Sometimes I don’t have enough faith in myself to believe that I can be very strong and be more like this ant on my pool deck. Most times to be honest. But I’m trying hard to just trust God.
When I don’t know what to do I have a little talk with Him and tell Him that if He makes it known I’ll follow the prompts. After 21 years in the same department, various jobs and promotions, I applied to leave for a different department. After over 18 years of specializing in what I do and over 6 years of asking to be paid like someone who specializes and knows what no one else does, for the department I decided it was time to look elsewhere. For several years I’ve been told that I could only be considered for an increase if I had an offer. That seems real appreciative doesn’t it? While a coworker with less experience, that does know some things I don’t but I know things they don’t, gets a big bump over me. We do have different managers so that’s part of it. But I think I just needed the push.
I went out of my comfort zone and applied for the job. They told me it could be a few weeks to get through the process but they called me just 3 days later to offer it with a little more than the posting. It’s the perfect location, seems like a good unit and office culture and the money was definitely a factor. But it was also a position that sounded interesting and made me feel excited again. Something I hadn’t felt in awhile and somewhat due to feeling looked over and ignored.

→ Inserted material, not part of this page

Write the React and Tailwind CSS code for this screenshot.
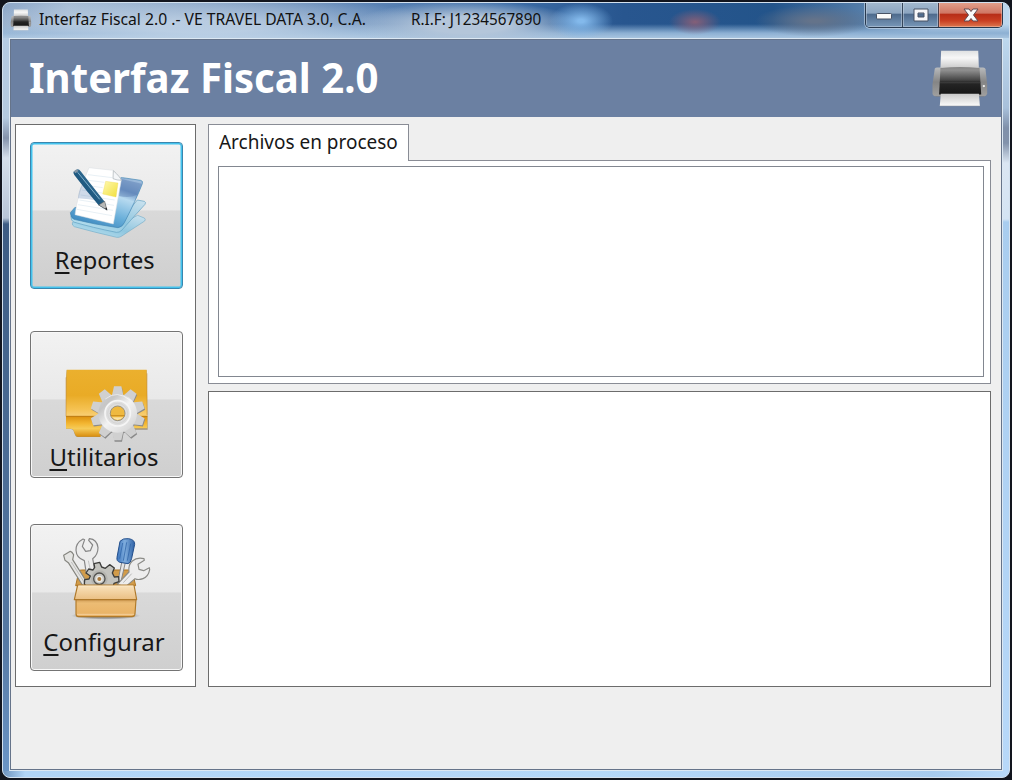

I haven’t officially accepted yet but plan to soon. I was told to think about it for a few days and give my office time to try to counter to keep me. Apparently my manager told them he was going to try, but I’m honestly not sure I’d stay.
So mostly, this weekend, I’m focusing on researching the new department, figuring out who I’d work with etc and planning to wrap things up, pack things up and making plans for my family to move onto a different job. I’m trying to listen to God. I’m trying to continue to have faith that He’ll lead me down the right paths if I have faith and try.